Does it help you if you knew that I started as a programmer? That it helps me understand what my devs need? That I still give them bloody havoc when they start sending dynamic trash down the pipe that ignores the indexes in place and they're scanning a 400 gig audit table?
That last is mostly because they didn't bother to wrap it in sql_execute with parameters properly and didn't have me do a code review than because they wrote crap SQL. Sometimes you need to scan. Sometimes there's ways to do it without shared locking the entire table and thus locking the triggers that are trying to write to it from the main table.

I know what you mean, where I work there is no separate DBA role but a relatively high level of SQL knowledge and I expect new members to skill up too. Some problems simply require awareness of the schema and the insight to update the schema if that is beneficial. Other problems like SQL injection, query parameterization and when explicitly not wanted, no parameterization (for say a status value to take advantage of a filtered index), require a proper method of writing for and executing of SQL statements. This is where I found LINQ to SQL, LINQ in general and ORMs to be a major obstacle in nearly every aspect.

Evil Kraig F (5/8/2013)
Sorry for the long text, but after reading the latest discussion I don’t want to have people feel there is only one right way in what seems of this class between dba titans.
I agree, there is not only a single right way... if your machines can handle an unoptimized load on your database(s). Those also aren't the times when you need a SQL Dev professional like the majority of us who hang around here.

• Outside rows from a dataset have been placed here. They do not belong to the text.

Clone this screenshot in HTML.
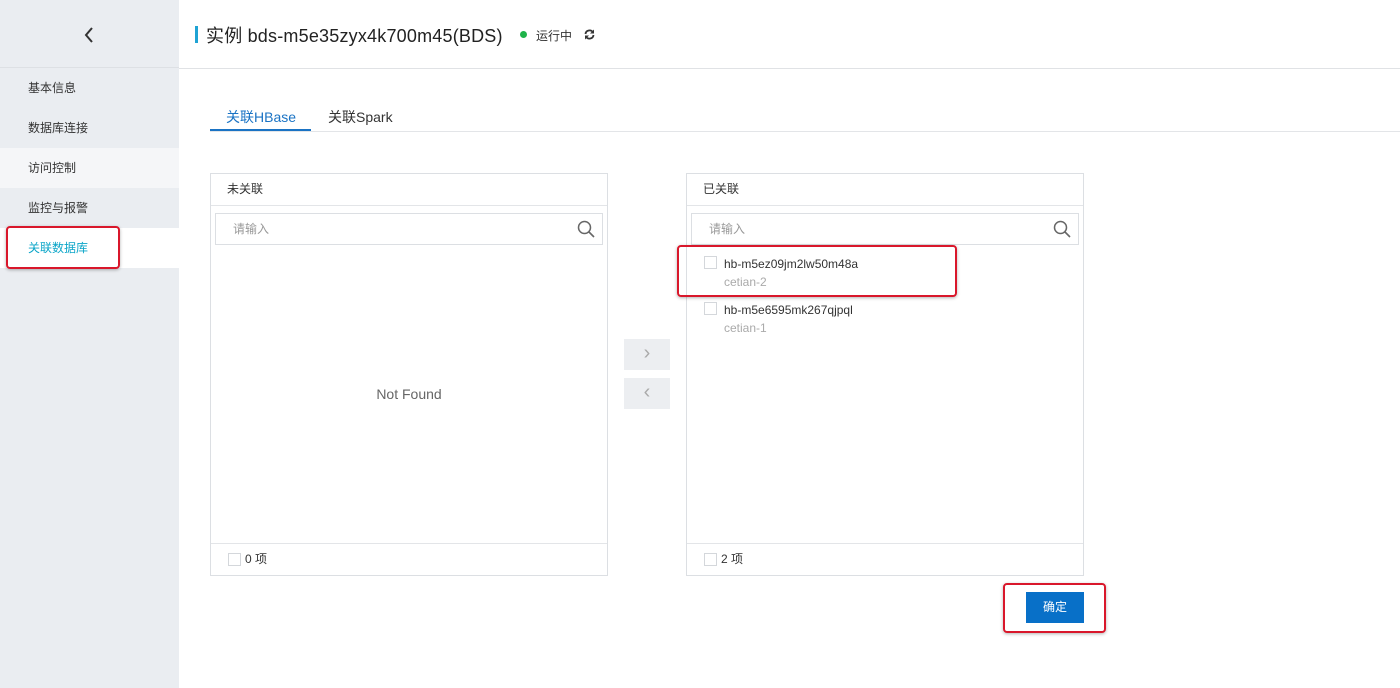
<!DOCTYPE html>
<html><head><meta charset="utf-8"><style>
*{box-sizing:border-box;margin:0;padding:0}
body{width:1400px;height:688px;overflow:hidden;background:#fff;font-family:"Liberation Sans","Noto Sans CJK SC",sans-serif;color:#333;position:relative}
.side{position:absolute;left:0;top:0;width:179px;height:688px;background:#eaedf1}
.side .top{height:68px;border-bottom:1px solid #dde0e4;position:relative}
.nav{position:absolute;left:0;width:179px;height:40px;line-height:40px;padding-left:28px;font-size:12px;color:#333}
.abs{position:absolute}
.red{position:absolute;border:2px solid #d9172b;border-radius:4px;box-shadow:0 1px 3px rgba(0,0,0,.3)}
.panel{position:absolute;top:173px;width:398px;height:403px;border:1px solid #dcdfe3;background:#fff}
.ph{height:32px;line-height:30px;border-bottom:1px solid #e3e5e8;padding-left:16px;font-size:12px}
.search{position:absolute;left:4px;top:39px;width:388px;height:32px;border:1px solid #dcdfe3;font-size:12px;color:#999;line-height:30px;padding-left:17px}
.pf{position:absolute;left:0;bottom:0;width:100%;height:32px;border-top:1px solid #e3e5e8;font-size:12px;line-height:30px;padding-left:34px}
.cb{position:absolute;width:13px;height:13px;border:1px solid #d4d7db;background:#fff}
.btn{position:absolute;left:624px;width:46px;height:31px;background:#eceef1;color:#aaa;text-align:center;line-height:29px;font-size:20px}
</style></head><body>
<div class="side">
 <div class="top"><svg class="abs" style="left:83px;top:26px" width="12" height="18" viewBox="0 0 12 18"><path d="M9 2L3 9l6 7" stroke="#333" stroke-width="2" fill="none"/></svg></div>
 <div class="nav" style="top:68px">基本信息</div>
 <div class="nav" style="top:108px">数据库连接</div>
 <div class="nav" style="top:148px;background:#f5f6f8">访问控制</div>
 <div class="nav" style="top:188px">监控与报警</div>
 <div class="nav" style="top:228px;background:#fff;color:#0aa5c8">关联数据库</div>
</div>
<div class="red" style="left:6px;top:226px;width:114px;height:43px"></div>
<div class="abs" style="left:179px;top:68px;width:1221px;height:1px;background:#e0e2e5"></div>
<div class="abs" style="left:195px;top:26px;width:3px;height:17px;background:#1fa3d4"></div>
<div class="abs" style="left:206px;top:22px;font-size:18px;color:#222;letter-spacing:0.2px">实例 bds-m5e35zyx4k700m45(BDS)</div>
<div class="abs" style="left:520px;top:31px;width:7px;height:7px;border-radius:50%;background:#1fb34a"></div>
<div class="abs" style="left:536px;top:27px;font-size:12px;color:#333">运行中</div>
<svg class="abs" style="left:583px;top:28px" width="13" height="13" viewBox="0 0 13 13"><path d="M2.5 6A4 4 0 0 1 10 4.5M10.5 7A4 4 0 0 1 3 8.5" stroke="#333" stroke-width="1.8" fill="none"/><path d="M11 1.5v4H7z M2 11.5v-4h4z" fill="#333"/></svg>
<div class="abs" style="left:226px;top:107px;font-size:14px;color:#1a73c4">关联HBase</div>
<div class="abs" style="left:328px;top:107px;font-size:14px;color:#333">关联Spark</div>
<div class="abs" style="left:210px;top:131px;width:1190px;height:1px;background:#e3e5e8"></div>
<div class="abs" style="left:210px;top:129px;width:101px;height:2px;background:#1a73c4"></div>

<div class="panel" style="left:210px">
 <div class="ph">未关联</div>
 <div class="search">请输入<svg class="abs" style="right:7px;top:6px" width="18" height="18" viewBox="0 0 18 18"><circle cx="7.5" cy="7.5" r="6" stroke="#666" stroke-width="1.5" fill="none"/><path d="M12 12l5 5" stroke="#666" stroke-width="1.6"/></svg></div>
 <div class="abs" style="left:0;width:100%;top:212px;text-align:center;font-size:14px;color:#666">Not Found</div>
 <div class="pf"><div class="cb" style="left:17px;top:9px"></div>0 项</div>
</div>
<div class="btn" style="top:339px">›</div>
<div class="btn" style="top:378px">‹</div>
<div class="panel" style="left:686px">
 <div class="ph">已关联</div>
 <div class="search">请输入<svg class="abs" style="right:7px;top:6px" width="18" height="18" viewBox="0 0 18 18"><circle cx="7.5" cy="7.5" r="6" stroke="#666" stroke-width="1.5" fill="none"/><path d="M12 12l5 5" stroke="#666" stroke-width="1.6"/></svg></div>
 <div class="cb" style="left:17px;top:82px"></div>
 <div class="abs" style="left:37px;top:83px;font-size:12px;color:#333">hb-m5ez09jm2lw50m48a</div>
 <div class="abs" style="left:37px;top:101px;font-size:12px;color:#aaa">cetian-2</div>
 <div class="cb" style="left:17px;top:128px"></div>
 <div class="abs" style="left:37px;top:129px;font-size:12px;color:#333">hb-m5e6595mk267qjpql</div>
 <div class="abs" style="left:37px;top:147px;font-size:12px;color:#aaa">cetian-1</div>
 <div class="pf"><div class="cb" style="left:17px;top:9px"></div>2 项</div>
</div>
<div class="red" style="left:677px;top:245px;width:280px;height:52px"></div>
<div class="abs" style="left:1026px;top:592px;width:58px;height:31px;background:#0870c8;color:#fff;font-size:12px;text-align:center;line-height:31px">确定</div>
<div class="red" style="left:1003px;top:583px;width:103px;height:50px"></div>
</body></html>
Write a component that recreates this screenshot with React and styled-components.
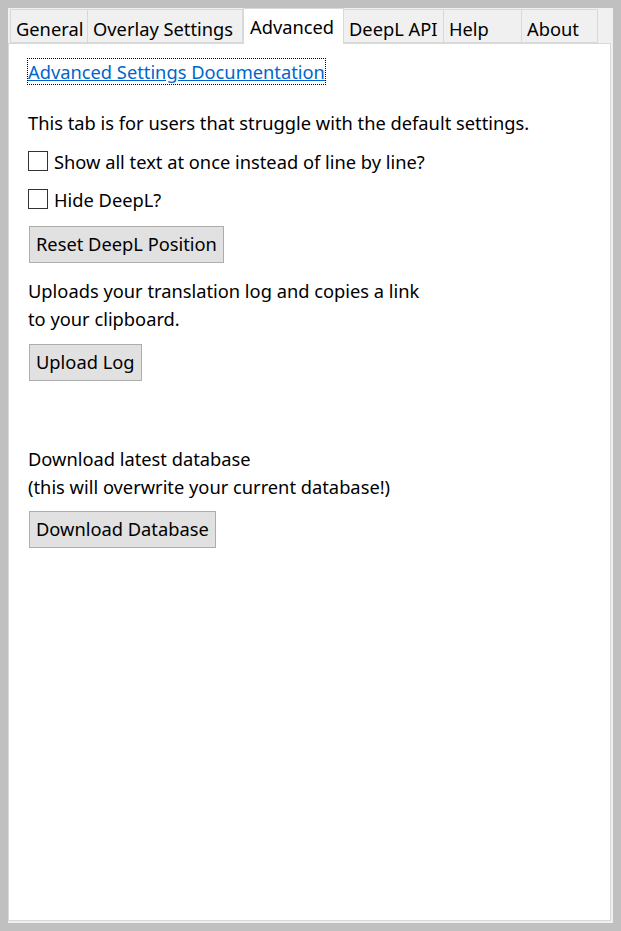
import React, { useState } from "react";
import styled, { createGlobalStyle } from "styled-components";

const GlobalStyle = createGlobalStyle`
  html, body {
    margin: 0;
    padding: 0;
    background: #c0c0c0;
  }
  body {
    font-family: "Noto Sans", "Open Sans", sans-serif;
  }
`;

const Frame = styled.div`
  width: 621px;
  height: 931px;
  box-sizing: border-box;
  padding: 8px;
  background: #c0c0c0;
`;

const Window = styled.div`
  height: 100%;
  background: #f0f0f0;
  display: flex;
  flex-direction: column;
  padding: 0 2px 2px 0;
  box-sizing: border-box;
`;

const TabBar = styled.div`
  display: flex;
  align-items: flex-end;
  height: 35px;
  padding-left: 2px;
`;

const Tab = styled.button`
  font-family: inherit;
  font-size: 18.3px;
  color: #000;
  height: ${(p) => (p.$active ? "36px" : "34px")};
  width: ${(p) => p.$w}px;
  margin-bottom: ${(p) => (p.$active ? "-1px" : "0")};
  background: ${(p) => (p.$active ? "#fff" : "#f0f0f0")};
  border: 1px solid #d9d9d9;
  border-bottom: ${(p) => (p.$active ? "none" : "1px solid #d9d9d9")};
  border-left: ${(p) => (p.$first || p.$active ? "1px solid #d9d9d9" : "none")};
  padding: ${(p) => (p.$active ? "0 0 1px 6px" : "4px 0 0 5px")};
  text-align: left;
  position: relative;
  z-index: ${(p) => (p.$active ? 1 : 0)};
  cursor: default;
`;

const Panel = styled.div`
  flex: 1;
  background: #fff;
  border: 1px solid #d9d9d9;
  padding: 15px 20px 0 19px;
  display: flex;
  flex-direction: column;
  align-items: flex-start;
`;

const DocLink = styled.a`
  font-size: 18.3px;
  color: #0066cc;
  text-decoration: underline;
  outline: 1px dotted #000;
  line-height: 25px;
`;

const Text = styled.p`
  margin: ${(p) => p.$mt || 0}px 0 0 0;
  font-size: 18.3px;
  line-height: 28.5px;
  color: #000;
`;

const CheckRow = styled.label`
  display: flex;
  align-items: center;
  gap: 6px;
  font-size: 18.3px;
  line-height: 28px;
  margin-top: ${(p) => p.$mt || 0}px;
`;

const Box = styled.span`
  width: 18px;
  height: 18px;
  border: 1px solid #333;
  background: #fff;
  display: inline-block;
  margin-top: -2px;
`;

const Button = styled.button`
  font-family: inherit;
  font-size: 18.3px;
  color: #000;
  background: #e1e1e1;
  border: 1px solid #adadad;
  height: 37px;
  padding: 0 6px 2px 6px;
  margin: ${(p) => p.$mt || 0}px 0 0 1px;
  cursor: default;
`;

const tabs = [
  { label: "General", w: 78 },
  { label: "Overlay Settings", w: 155 },
  { label: "Advanced", w: 101 },
  { label: "DeepL API", w: 100 },
  { label: "Help", w: 78 },
  { label: "About", w: 76 },
];

export default function App() {
  const [active, setActive] = useState("Advanced");
  return (
    <Frame>
      <GlobalStyle />
      <Window>
        <TabBar>
          {tabs.map((t, i) => (
            <Tab
              key={t.label}
              $w={t.w}
              $first={i === 0}
              $active={active === t.label}
              onClick={() => setActive(t.label)}
            >
              {t.label}
            </Tab>
          ))}
        </TabBar>
        <Panel>
          <DocLink href="#">Advanced Settings Documentation</DocLink>
          <Text $mt={25}>This tab is for users that struggle with the default settings.</Text>
          <CheckRow $mt={10}>
            <Box />
            Show all text at once instead of line by line?
          </CheckRow>
          <CheckRow $mt={10}>
            <Box />
            Hide DeepL?
          </CheckRow>
          <Button $mt={12}>Reset DeepL Position</Button>
          <Text $mt={14}>
            Uploads your translation log and copies a link
            <br />
            to your clipboard.
          </Text>
          <Button $mt={10}>Upload Log</Button>
          <Text $mt={64}>
            Download latest database
            <br />
            (this will overwrite your current database!)
          </Text>
          <Button $mt={9}>Download Database</Button>
        </Panel>
      </Window>
    </Frame>
  );
}
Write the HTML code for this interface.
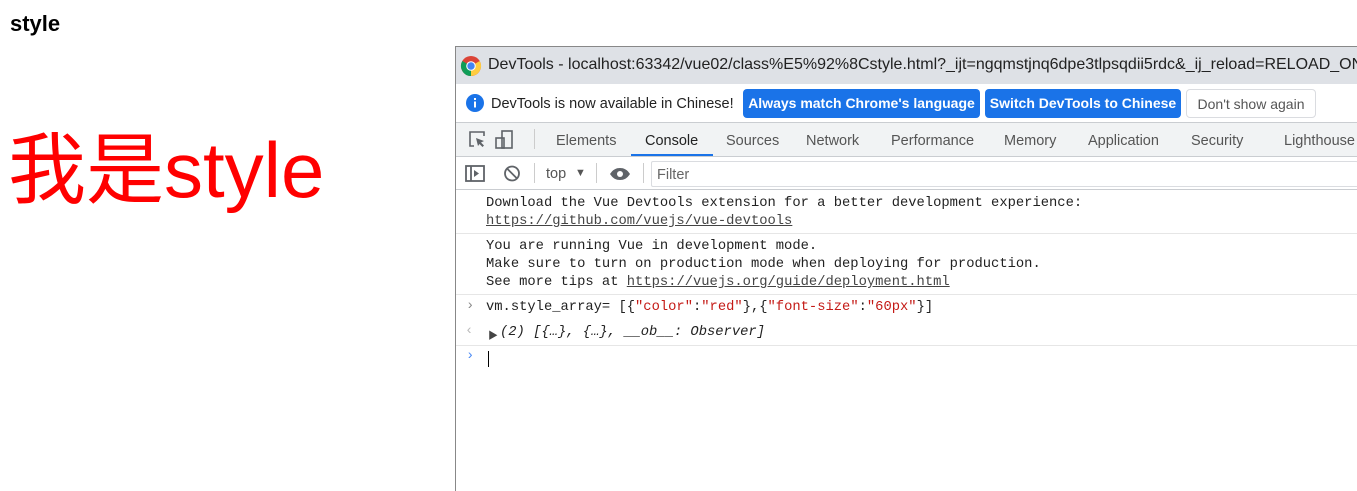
<!DOCTYPE html>
<html><head><meta charset="utf-8"><style>
body{margin:0;width:1357px;height:490px;background:#fff;position:relative;overflow:hidden;font-family:"Liberation Sans","Noto Sans CJK SC",sans-serif}
.a{position:absolute;white-space:nowrap}
.m{font-family:"Liberation Mono",monospace;font-size:13.8px;color:#222}
.tab{position:absolute;top:133px;font-size:14.5px;color:#555}
.btn{position:absolute;top:89px;height:29px;border-radius:4px;font-size:14px;font-weight:bold;line-height:29px;text-align:center}
u{text-decoration:underline;color:#444}
</style></head><body>
<div class="a" style="left:10px;top:11px;font-size:22px;font-weight:bold">style</div>
<div class="a" style="left:8px;top:124px;font-size:78px;color:#f00;line-height:92px">我是style</div>

<div class="a" style="left:455px;top:46px;width:902px;height:444px;border-left:1px solid #888;border-top:1px solid #888;background:#fff"></div>
<div class="a" style="left:456px;top:47px;width:901px;height:37px;background:#dee1e6"></div>
<svg class="a" style="left:460px;top:55px" width="22" height="22" viewBox="0 0 22 22"><circle cx="11" cy="11" r="10" fill="#db4437"/><path d="M11 11 L2.3 16 A10 10 0 0 0 11 21 Z" fill="#0f9d58"/><path d="M11 11 L11 21 A10 10 0 0 0 19.7 6 Z" fill="#ffcd40"/><path d="M2.3 16 A10 10 0 0 1 2.3 6 L11 11Z" fill="#0f9d58"/><circle cx="11" cy="11" r="4.8" fill="#fff"/><circle cx="11" cy="11" r="3.7" fill="#4285f4"/></svg>
<div class="a" style="left:488px;top:56px;font-size:16px;color:#222">DevTools - localhost:63342/vue02/class%E5%92%8Cstyle.html?_ijt=ngqmstjnq6dpe3tlpsqdii5rdc&amp;_ij_reload=RELOAD_ON_SAVE</div>

<div class="a" style="left:456px;top:122px;width:901px;height:1px;background:#cacdd1"></div>
<svg class="a" style="left:466px;top:94px" width="18" height="18"><circle cx="9" cy="9" r="9" fill="#1a73e8"/><rect x="8" y="7.5" width="2" height="6" fill="#fff"/><rect x="8" y="4" width="2" height="2" fill="#fff"/></svg>
<div class="a" style="left:491px;top:96px;font-size:14.5px;color:#222">DevTools is now available in Chinese!</div>
<div class="btn" style="left:743px;width:237px;background:#1a73e8;color:#fff">Always match Chrome's language</div>
<div class="btn" style="left:985px;width:196px;background:#1a73e8;color:#fff">Switch DevTools to Chinese</div>
<div class="btn" style="left:1186px;width:128px;border:1px solid #dadce0;height:27px;color:#555;font-weight:normal">Don't show again</div>

<div class="a" style="left:456px;top:123px;width:901px;height:33px;background:#f1f3f4;border-bottom:1px solid #cacdd1"></div>
<svg class="a" style="left:467px;top:129px" width="60" height="22" fill="none" stroke="#5f6368" stroke-width="1.6"><path d="M7 17H3V3h14v4"/><path d="M9 9l8 3-3 1.5 3 3-1.5 1.5-3-3L11 17z" fill="#5f6368" stroke="none"/><rect x="35" y="2" width="10" height="17"/><rect x="29" y="9" width="8" height="10"/></svg>
<div class="a" style="left:534px;top:129px;width:1px;height:20px;background:#ccc"></div>
<div class="tab" style="left:556px">Elements</div>
<div class="tab" style="left:645px;color:#222">Console</div>
<div class="a" style="left:631px;top:154px;width:82px;height:2px;background:#1a73e8"></div>
<div class="tab" style="left:726px">Sources</div>
<div class="tab" style="left:806px">Network</div>
<div class="tab" style="left:891px">Performance</div>
<div class="tab" style="left:1004px">Memory</div>
<div class="tab" style="left:1088px">Application</div>
<div class="tab" style="left:1191px">Security</div>
<div class="tab" style="left:1284px">Lighthouse</div>

<div class="a" style="left:456px;top:189px;width:901px;height:1px;background:#cacdd1"></div>
<svg class="a" style="left:465px;top:164px" width="160" height="20" fill="none" stroke="#5f6368" stroke-width="1.8"><rect x="1" y="2" width="18" height="15"/><path d="M6 2v15"/><path d="M9 6l5 3.5-5 3.5z" fill="#5f6368" stroke="none"/><circle cx="47" cy="9.5" r="7"/><path d="M42 4.5l10 10"/></svg>
<svg class="a" style="left:609px;top:166px" width="22" height="16"><path d="M1 8c3-4.5 6-6 10-6s7 1.5 10 6c-3 4.5-6 6-10 6s-7-1.5-10-6z" fill="#5f6368"/><circle cx="11" cy="8" r="3" fill="#fff"/></svg>
<div class="a" style="left:534px;top:163px;width:1px;height:20px;background:#ccc"></div>
<div class="a" style="left:546px;top:166px;font-size:14.5px;color:#555">top</div>
<div class="a" style="left:575px;top:167px;font-size:11px;color:#555">▼</div>
<div class="a" style="left:596px;top:163px;width:1px;height:20px;background:#ccc"></div>
<div class="a" style="left:643px;top:163px;width:1px;height:20px;background:#ccc"></div>
<div class="a" style="left:651px;top:161px;width:706px;height:24px;border:1px solid #dadce0;border-right:none;border-radius:2px"></div>
<div class="a" style="left:657px;top:167px;font-size:14.5px;color:#666">Filter</div>

<div class="a m" style="left:486px;top:196px">Download the Vue Devtools extension for a better development experience:</div>
<div class="a m" style="left:486px;top:214px"><u>https://github.com/vuejs/vue-devtools</u></div>
<div class="a" style="left:456px;top:233px;width:901px;height:1px;background:#e6e6e6"></div>
<div class="a m" style="left:486px;top:239px">You are running Vue in development mode.</div>
<div class="a m" style="left:486px;top:257px">Make sure to turn on production mode when deploying for production.</div>
<div class="a m" style="left:486px;top:275px">See more tips at <u>https://vuejs.org/guide/deployment.html</u></div>
<div class="a" style="left:456px;top:294px;width:901px;height:1px;background:#e6e6e6"></div>
<div class="a m" style="left:466px;top:299px;color:#888">›</div>
<div class="a m" style="left:486px;top:300px">vm.style_array= [{<span style="color:#c41a16">"color"</span>:<span style="color:#c41a16">"red"</span>},{<span style="color:#c41a16">"font-size"</span>:<span style="color:#c41a16">"60px"</span>}]</div>
<div class="a m" style="left:465px;top:324px;color:#bbb">‹</div>
<div class="a" style="left:488px;top:327px;font-size:10px;color:#444">▶</div>
<div class="a m" style="left:500px;top:325px;font-style:italic">(2) [{…}, {…}, __ob__: Observer]</div>
<div class="a" style="left:456px;top:345px;width:901px;height:1px;background:#e6e6e6"></div>
<div class="a m" style="left:466px;top:349px;color:#4a8af4">›</div>
<div class="a" style="left:488px;top:351px;width:1px;height:16px;background:#000"></div>
</body></html>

Not sure I agree with that, scaling issues can arise even with moderate growth in data. That is why even as a developer you need to know SQL and understand relational databases and not use them for dumb storage. Often you hear the mantra “premature optimization is evil”, where in practice it is mostly applied by people that create horrible inefficient solutions, that with the same amount of effort but more knowledge would run much better! Therefore my mantra is “performance by design” ?, much more positive!

Evil Kraig F (5/8/2013)
There are cases where I allow my front ends to send me down dynamic SQL. Particular cases where there is an exact scenario that makes for difficult or non-optimal T-SQL coding and it won't break security or expose the company awkwardly if the front end login information is compromised. However, data storage and retrieval logic will never fit directly into object/instance logic, you'll always require widgets of some form. Procs and their ilk are generally the most secure method and allow for both logic reusage and portability as well as separation of components during troubleshooting issues at 3 in the morning when some client 8 hours east of you on the planet is screaming holy rebellions because they can't check their cat's color for today.
If you want to ease development by avoiding them, that's your shop's call. Just hope the powers that be will give you time to rebuild from scratch once it gets out of scope.

I work on several projects that have activity in all time zones and that are “mission critical” for their particular customers. Granted the load we have is not that of say Facebook or twitter, but we do not face the issues you describe because we do not have that model mismatch to begin with! If something significant changes we do refactor the relevant code. We know exactly what needs to be changed and where.